Aunque la deriva disparatada y sectaria de la política española haya conseguido difundir la falacia de que el principal papel del Parlamento es oponerse a la oposición y controlar sus iniciativas, olvidando el control del Gobierno, lo cierto es que el papel de los parlamentos democráticos es bastante claro y sencillo: ejercer la representación popular, controlar al Gobierno y debatir públicamente sobre los asuntos políticos y legislativos de su competencia. Me gustaría subrayar modestamente una olvidada obviedad: que el debate público de los asuntos públicos es el eje sobre el que giran las otras atribuciones y competencias. Diputados y senadores son representantes porque nos sustituyen en el debate de los asuntos de interés general, y son públicos porque debaten públicamente, con «luz y taquígrafos», salvo raras excepciones. Diputados y senadores tienen encomendada la función imprescindible de controlar al Gobierno, y por eso les habilitamos para hacer preguntas públicas que el Gobierno está obligado a responder públicamente, con otras escasas excepciones. Pero la función de control es, además, inseparable de la obligación de deliberar, que no es otra cosa que el intercambio ordenado de argumentos racionales, pero controvertidos, incluso antagónicos.
¿Por qué es importante recordar estas tautologías del abc de la democracia? Sencillamente porque la decisión de boicotear la actividad parlamentaria de uno de los grupos, ahora el Popular, implica necesariamente incumplir las funciones constitucionales que tienen encomendadas sus señorías, en realidad la única razón por la que están allí y gozan de inmunidad y otros privilegios, a saber: representarnos para deliberar públicamente sobre los asuntos sometidos a debate, es decir, los aceptados por la Mesa del Parlamento. Si la Mesa acepta una moción del PP, o de quien sea, y los demás grupos se niegan a deliberar sobre ella, incumplen sus obligaciones y privan de significado a la institución. En resumidas cuentas, interrumpen e impiden la práctica de la democracia, traicionando el mandato que les hemos encomendado todos los electores. Ya es sabido que resulta imposible comprometer a un partido a cumplir su programa, pero lo que se nos sugiere ahora es otra vuelta de tuerca: que vayamos renunciando a que los parlamentarios actúen como tales y cumplan con su obligación.
Sólo el hecho de que los diputados, a diferencia de otros profesionales, estén protegidos de cualquier otra forma de recusación y exigencia de responsabilidad que no sea la electoral -blindados en sus puestos por las listas cerradas, mientras sean fieles al aparato que los ha nombrado-, permite diluir y relativizar la gravedad de lo que está sucediendo.

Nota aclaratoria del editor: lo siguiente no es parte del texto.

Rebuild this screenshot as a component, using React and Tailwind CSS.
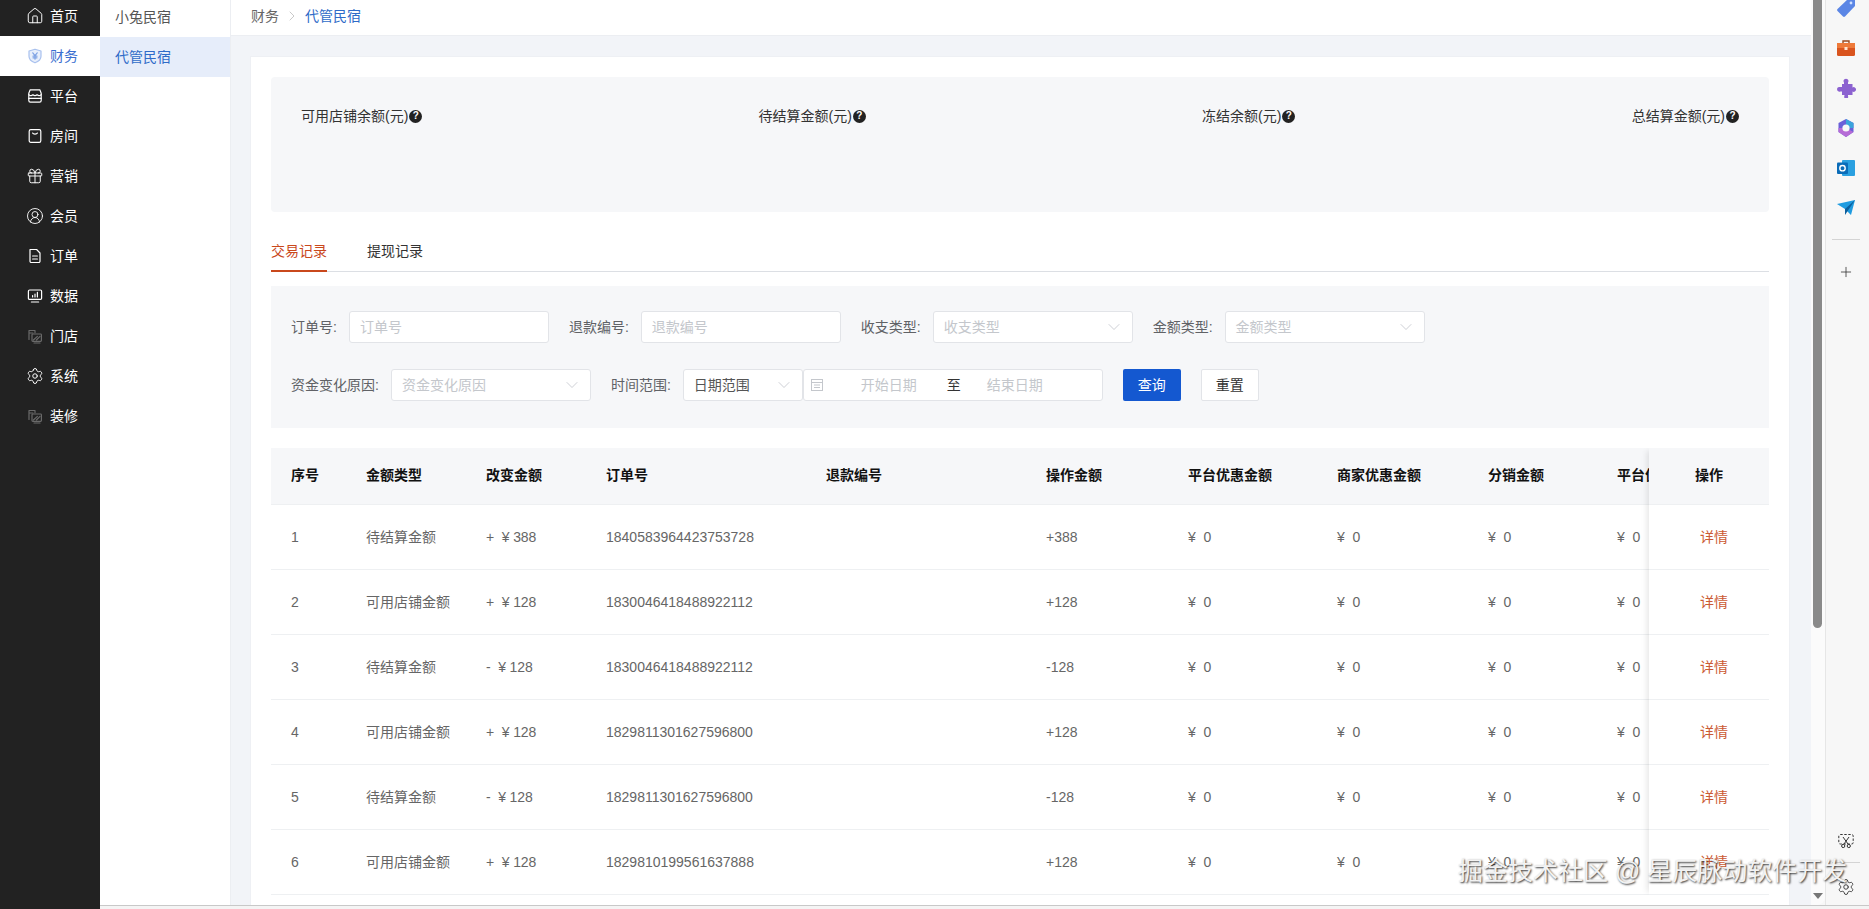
import { ChevronDown, ChevronRight, House, Gift, CircleUserRound, Plus, Settings } from 'lucide-react';

const sans = "font-['Liberation_Sans','Noto_Sans_CJK_SC',sans-serif]";

const rowGrid = 'grid grid-cols-[75px_120px_120px_220px_220px_142px_149px_151px_129px_200px]';

const records = [
  { no: 1, type: '待结算金额', change: '+  ¥ 388', order: '1840583964423753728', amount: '+388' },
  { no: 2, type: '可用店铺金额', change: '+  ¥ 128', order: '1830046418488922112', amount: '+128' },
  { no: 3, type: '待结算金额', change: '-  ¥ 128', order: '1830046418488922112', amount: '-128' },
  { no: 4, type: '可用店铺金额', change: '+  ¥ 128', order: '1829811301627596800', amount: '+128' },
  { no: 5, type: '待结算金额', change: '-  ¥ 128', order: '1829811301627596800', amount: '-128' },
  { no: 6, type: '可用店铺金额', change: '+  ¥ 128', order: '1829810199561637888', amount: '+128' },
];

const Svg = ({ children, className = 'w-4 h-4' }) => (
  <svg viewBox="0 0 16 16" fill="none" stroke="currentColor" strokeWidth="1.2" strokeLinecap="round" strokeLinejoin="round" className={className}>
    {children}
  </svg>
);

const ShieldIcon = () => (
  <Svg>
    <path d="M8 1.2 14 3v5.2c0 3.2-2.8 5.4-6 6.6-3.2-1.2-6-3.4-6-6.6V3z" stroke="#a9c1ee" fill="#e8effb" />
    <path d="M5.8 4.8 8 7.6l2.2-2.8M8 7.6v3.6M6 8.2h4M6 9.8h4" stroke="#7fa3e4" />
  </Svg>
);
const StoreIcon = () => (
  <Svg>
    <path d="M3.2 1.8h9.6l1.4 3.4v7.4a1.6 1.6 0 0 1-1.6 1.6H3.4a1.6 1.6 0 0 1-1.6-1.6V5.2z" />
    <path d="M1.8 6.6c1.4 1.4 2.8 1.4 4.1.2 1.4 1.2 2.8 1.2 4.2 0 1.3 1.2 2.7 1.2 4.1-.2" />
    <path d="M1.8 10.4h12.4" />
  </Svg>
);
const BagIcon = () => (
  <Svg>
    <rect x="2.2" y="1.6" width="11.6" height="12.8" rx="1.6" />
    <path d="M5.6 5c.6 1.4 4.2 1.4 4.8 0" />
  </Svg>
);
const FileIcon = () => (
  <Svg>
    <path d="M3 1.5h6.6L13 5v8.2a1.3 1.3 0 0 1-1.3 1.3H4.3A1.3 1.3 0 0 1 3 13.2z" />
    <path d="M5.6 8h4.8M5.6 11h4.8" />
  </Svg>
);
const MonitorIcon = () => (
  <Svg>
    <rect x="1.4" y="2" width="13.2" height="9.4" rx="1.2" />
    <path d="M4.4 14h7.2M5.6 9V7.6M8 9V6M10.4 9V4.4" />
  </Svg>
);
const BrokenImageIcon = () => (
  <Svg>
    <g stroke="#6a6a6a">
      <path d="M2 11.5V2.5h6v2.2M2 5h4" />
      <rect x="5" y="6" width="9.4" height="7.4" rx="0.8" />
      <path d="m6.4 12 4-3.6M9.4 12l3.6-3.6M7 15h6" />
    </g>
  </Svg>
);

const lucideClass = 'w-[18px] h-[18px] -mx-px';

const menu = [
  { label: '首页', icon: <House className={lucideClass} strokeWidth={1.3} /> },
  { label: '财务', icon: <ShieldIcon />, active: true },
  { label: '平台', icon: <StoreIcon /> },
  { label: '房间', icon: <BagIcon /> },
  { label: '营销', icon: <Gift className={lucideClass} strokeWidth={1.3} /> },
  { label: '会员', icon: <CircleUserRound className={lucideClass} strokeWidth={1.2} /> },
  { label: '订单', icon: <FileIcon /> },
  { label: '数据', icon: <MonitorIcon /> },
  { label: '门店', icon: <BrokenImageIcon /> },
  { label: '系统', icon: <Settings className={lucideClass} strokeWidth={1.3} /> },
  { label: '装修', icon: <BrokenImageIcon /> },
];

const HelpDot = () => (
  <span className="flex items-center justify-center w-[13px] h-[13px] rounded-full bg-[#222] text-white text-[10px] font-bold leading-none">?</span>
);

const SelectArrow = () => <ChevronDown className="w-5 h-5 -mr-[2px] text-[#c4c7cc]" strokeWidth={1} />;

const Field = ({ label, placeholder, select }) => (
  <div className="flex items-center gap-3">
    <span className="text-[#606266]">{label}:</span>
    <div className="w-[200px] h-8 flex items-center justify-between px-[10px] bg-white border border-[#e2e4e8] rounded-[3px] text-[#c4c7cc]">
      <span>{placeholder}</span>
      {select && <SelectArrow />}
    </div>
  </div>
);

function RecordTable() {
  return (
    <div className="mt-5 flex overflow-hidden text-[#666]">
      <div className="w-[1378px] overflow-hidden">
        <div className={`${rowGrid} w-[1526px] h-[57px] items-center pb-[2px] bg-[#f6f7f9] border-b border-[#eef0f2] font-bold text-[#111]`}>
          <div className="pl-5">序号</div>
          <div className="pl-5">金额类型</div>
          <div className="pl-5">改变金额</div>
          <div className="pl-5">订单号</div>
          <div className="pl-5">退款编号</div>
          <div className="pl-5">操作金额</div>
          <div className="pl-5">平台优惠金额</div>
          <div className="pl-5">商家优惠金额</div>
          <div className="pl-5">分销金额</div>
          <div className="pl-5 whitespace-nowrap">平台优惠分摊</div>
        </div>
        {records.map((r) => (
          <div key={r.no} className={`${rowGrid} w-[1526px] h-[65px] items-center border-b border-[#eef0f2]`}>
            <div className="pl-5">{r.no}</div>
            <div className="pl-5">{r.type}</div>
            <div className="pl-5 whitespace-pre tracking-[-0.1px]">{r.change}</div>
            <div className="pl-5">{r.order}</div>
            <div className="pl-5" />
            <div className="pl-5">{r.amount}</div>
            <div className="pl-5 whitespace-pre">¥  0</div>
            <div className="pl-5 whitespace-pre">¥  0</div>
            <div className="pl-5 whitespace-pre">¥  0</div>
            <div className="pl-5 whitespace-pre">¥  0</div>
          </div>
        ))}
      </div>
      <div className="w-[120px] shrink-0 relative shadow-[-5px_0_6px_-3px_rgba(0,0,0,0.1)]">
        <div className="h-[57px] flex items-center pb-[2px] pl-[46px] bg-[#f6f7f9] border-b border-[#eef0f2] font-bold text-[#111]">操作</div>
        {records.map((r) => (
          <div key={r.no} className="h-[65px] flex items-center pl-[51px] border-b border-[#eef0f2] text-[#cb5a33]">详情</div>
        ))}
      </div>
    </div>
  );
}

function SidePanel() {
  return (
    <div className="w-[44px] h-full flex flex-col items-center pr-[3px] bg-[#f7f7f7] border-l border-[#e6e6e6] relative">
      <div className="flex flex-col items-center gap-[20px] -mt-[2px]">
        {/* tag */}
        <svg viewBox="0 0 20 20" className="w-5 h-5">
          <path d="M12 1h6a1 1 0 0 1 1 1v6L9 18.5a1.5 1.5 0 0 1-2 0L1.5 13a1.5 1.5 0 0 1 0-2z" fill="#5b86e5" />
          <circle cx="15" cy="5" r="1.4" fill="#cfe0ff" />
        </svg>
        {/* briefcase */}
        <svg viewBox="0 0 20 20" className="w-5 h-5">
          <path d="M7 5V3h6v2" stroke="#9a4a20" strokeWidth="1.4" fill="none" />
          <rect x="1" y="5" width="18" height="13" rx="1.5" fill="#d9541e" />
          <rect x="1" y="5" width="18" height="5" fill="#ee7a3a" />
          <rect x="8.5" y="9" width="3" height="3" fill="#ffe3cf" />
        </svg>
        {/* puzzle */}
        <svg viewBox="0 0 20 20" className="w-5 h-5">
          <path d="M8 4.5a2.4 2.4 0 1 1 4 0V6h4.5v3.4a2.4 2.4 0 1 1 0 4.2V17H12v1a2 2 0 1 1-3.6 0v-1H6v-3.5H4.4a2.4 2.4 0 1 1 0-4.4H6V6h2z" fill="#8c62d0" />
        </svg>
        {/* ring logo */}
        <svg viewBox="0 0 20 20" className="w-5 h-5">
          <path d="M10 1 17.5 5 17.5 14 10 19 2.5 14 2.5 5z" fill="#6a5fd8" />
          <path d="M10 1 17.5 5 17.5 10 10 10z" fill="#3ba4dc" />
          <path d="M2.5 10 10 10 17.5 14 10 19 2.5 14z" fill="#b66bd6" />
          <circle cx="10" cy="10" r="3.6" fill="#f7f7f7" />
        </svg>
        {/* mail */}
        <svg viewBox="0 0 20 20" className="w-5 h-5">
          <rect x="6" y="2" width="13" height="16" rx="1" fill="#2aa0e0" />
          <rect x="1" y="4.5" width="11" height="11.5" rx="1" fill="#0a6cb8" />
          <circle cx="6.5" cy="10.2" r="2.7" fill="none" stroke="#fff" strokeWidth="1.4" />
        </svg>
        {/* plane */}
        <svg viewBox="0 0 20 20" className="w-5 h-5">
          <path d="M1 6 19 2 15 17 9 11z" fill="#1e9be0" />
          <path d="M9 11 19 2 11 14 9 17z" fill="#0b5f9e" />
        </svg>
      </div>
      <div className="w-7 h-px bg-[#d4d4d4] mt-[21px]" />
      <Plus className="w-4 h-4 mt-[24px] text-[#333]" strokeWidth={1.2} />
      <div className="mt-auto flex flex-col items-center pb-[9px]">
        <svg viewBox="0 0 16 16" fill="none" stroke="#333" strokeWidth="1" className="w-4 h-4">
          <rect x="0.8" y="1.5" width="14.4" height="9.5" rx="1.5" strokeDasharray="2.4 1.6" />
          <path d="m5 4 5 7M11 4l-5 7" />
          <circle cx="5.2" cy="13" r="1.6" />
          <circle cx="10.8" cy="13" r="1.6" />
        </svg>
        <div className="w-7 h-px bg-[#d4d4d4] mt-[13px]" />
        <Settings className="w-[18px] h-[18px] mt-[15px] text-[#333]" strokeWidth={1.2} />
      </div>
    </div>
  );
}

export default function App() {
  return (
    <div className={`${sans} relative w-full h-[909px] overflow-hidden flex bg-[#f7f7f7] text-sm`}>
      {/* main menu */}
      <aside className="w-[100px] shrink-0 bg-[#222] text-white overflow-hidden">
        <div className="-mt-1">
          {menu.map((m) => (
            <div key={m.label} className={`h-10 flex items-center pl-[27px] gap-[7px] ${m.active ? 'bg-white text-[#3a6fd0]' : ''}`}>
              {m.icon}
              <span>{m.label}</span>
            </div>
          ))}
        </div>
      </aside>

      <div className="flex-1 min-w-0 flex flex-col">
        <div className="flex-1 min-h-0 flex">
          <div className="flex-1 min-w-0 flex overflow-hidden rounded-br-lg">
            {/* sub menu */}
            <aside className="w-[131px] shrink-0 bg-white border-r border-[#eceef2]">
              <div className="-mt-[3px] h-10 flex items-center pl-[15px] text-[#555]">小兔民宿</div>
              <div className="h-10 flex items-center pl-[15px] bg-[#e6edfa] text-[#2f6bc8]">代管民宿</div>
            </aside>

            {/* page */}
            <main className="flex-1 min-w-0 flex flex-col bg-[#f2f4f8]">
              <div className="h-[36px] shrink-0 flex items-center pl-5 pb-[3px] gap-[6px] bg-white border-b border-[#eceef2]">
                <span className="text-[#666]">财务</span>
                <ChevronRight className="w-4 h-4 -mx-px text-[#bbb]" strokeWidth={1.2} />
                <span className="text-[#2f6bc8]">代管民宿</span>
              </div>
              <div className="mt-[20px] ml-[19px] mr-[21px] p-5 bg-white border border-[#eef0f4]">
                <div className="h-[135px] px-[30px] pt-[29px] flex justify-between bg-[#f6f7f9] rounded-sm text-[#333]">
                  {['可用店铺余额(元)', '待结算金额(元)', '冻结余额(元)', '总结算金额(元)'].map((t) => (
                    <div key={t} className="flex items-center gap-[1px] h-5">
                      <span>{t}</span>
                      <HelpDot />
                    </div>
                  ))}
                </div>

                <div className="mt-[26px] flex gap-10 border-b border-[#dcdfe4] h-[34px]">
                  <div className="h-[34px] pt-[3px] border-b-2 border-[#c9481c] text-[#c9481c]">交易记录</div>
                  <div className="pt-[3px] text-[#333]">提现记录</div>
                </div>

                <div className="mt-[14px] h-[142px] px-5 pt-[25px] flex flex-col gap-[26px] bg-[#f6f7f9]">
                  <div className="flex gap-5">
                    <Field label="订单号" placeholder="订单号" />
                    <Field label="退款编号" placeholder="退款编号" />
                    <Field label="收支类型" placeholder="收支类型" select />
                    <Field label="金额类型" placeholder="金额类型" select />
                  </div>
                  <div className="flex gap-5">
                    <Field label="资金变化原因" placeholder="资金变化原因" select />
                    <div className="flex items-center">
                      <span className="text-[#606266] mr-3">时间范围:</span>
                      <div className="w-[120px] h-8 flex items-center justify-between px-[10px] bg-white border border-[#e2e4e8] rounded-[3px] text-[#555]">
                        <span>日期范围</span>
                        <SelectArrow />
                      </div>
                      <div className="w-[300px] h-8 flex items-center pl-[6px] bg-white border border-[#e2e4e8] rounded-[3px] text-[#c4c7cc]">
                        <svg viewBox="0 0 14 14" fill="none" stroke="currentColor" className="w-[14px] h-[14px]">
                          <rect x="1.5" y="1.5" width="11" height="11" />
                          <path d="M1.5 4.5h11M4 7h6M4 9.5h6" />
                        </svg>
                        <span className="ml-[37px]">开始日期</span>
                        <span className="ml-[30px] text-[#333]">至</span>
                        <span className="ml-[26px]">结束日期</span>
                      </div>
                      <button className="ml-5 w-[58px] h-8 bg-[#1458d0] text-white rounded-[2px]">查询</button>
                      <button className="ml-5 w-[58px] h-8 bg-white border border-[#e2e4e8] rounded-[2px] text-[#333]">重置</button>
                    </div>
                  </div>
                </div>

                <RecordTable />
              </div>
            </main>

            {/* page scrollbar */}
            <div className="w-[14px] shrink-0 flex flex-col bg-[#fbfbfb] pl-[2px]">
              <div className="w-[9px] h-[628px] rounded-b-full bg-[#8a8a8a]" />
              <div className="mt-auto mb-[6px] w-0 h-0 border-x-[5px] border-x-transparent border-t-[6px] border-t-[#777]" />
            </div>
          </div>
          <SidePanel />
        </div>
        <div className="h-1 shrink-0 border-t border-[#c8c8c8] bg-[#f4f4f4]" />
      </div>

      <div className="absolute left-[1458px] top-[854px] text-[25px] leading-[34px] whitespace-nowrap text-[#f2f2f2] [text-shadow:1px_1px_2px_rgba(0,0,0,0.8)]">
        掘金技术社区 @ 星辰脉动软件开发
      </div>
    </div>
  );
}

Lo cual, unido a otros no menos disparatados -de la presión descarada a los jueces a los referendos que fundan naciones con porcentajes ridículos de participación-, invita a pensar que estamos en una crisis constitucional. De nuevo la evidencia de que muchos de los errores políticos habituales, o nuestra incapacidad para acabar con ETA sin trampas ni rodeos, son efecto de un sistema más orientado a proteger los intereses de los partidos que el interés general.
El tipo de alianzas políticas casi obligado por el sistema electoral -entre un partido nacional y uno o varios partidos menores nacionalistas-, unido a malas prácticas, como la del boicoteo parlamentario, empujan al sistema parlamentario hacia un régimen de partido único virtual. Para llegar a ese punto no es necesario prohibir ningún partido, claro está: basta con pactos blindados de gobierno fundados en la exclusión y ninguneo de los perdedores, los críticos y los disidentes.
¿Política-ficción totalitaria? No, más bien el Pacto del Tinell, o la bufonada de Artur Mas firmando ante notario un compromiso de exclusión del PP. ¿Precedentes anteriores? Uno gravísimo e innombrable, pero inolvidable: el Pacto de Estella o Lizarra, suscrito entre ETA, PNV y EA para imponer la independencia por la vía de los hechos, y expulsar de la política vasca a los constitucionalistas. La extensión al conjunto de la política española de los modos vascos y catalanes, obra de sus respectivos e insufribles nacionalismos, pretende hacer aceptables estos fraudes constitucionales. Y la centrifugación del Estado puesta en marcha por el zapaterismo hace más fácil, si es que no lo requiere imperativamente, esa clase de alianzas. Se comienza aceptando la exclusión de las minorías, aunque sean tan grandes como la que votó al PP, y se sigue impidiendo que el Parlamento delibere y discuta las propuestas de la minoría excluida. Así, el giro de 180 grados del socialismo vasco, del que la coincidencia de los Pastor y Rubalkaba contra el PP es sólo un pequeño ejemplo, es el resultado de la adaptación del PSE a las reglas de ese régimen de partido único virtual: yo te doy tu feudo (Cataluña, País Vasco o Andalucía), a cambio de que tú me des el gobierno nacional, convenientemente -claro está- vaciado de competencias.
Los parlamentarios no tienen derecho a pactar entre ellos la negativa a debatir las propuestas de un igual. Si estas propuestas son descabelladas, que lo razonen y nos persuadan. Deliberar, razonar y argumentar, con luz y taquígrafos, no es un privilegio que puedan arrogarse cuando quieran, sino su obligación. No hay alternativas aceptables.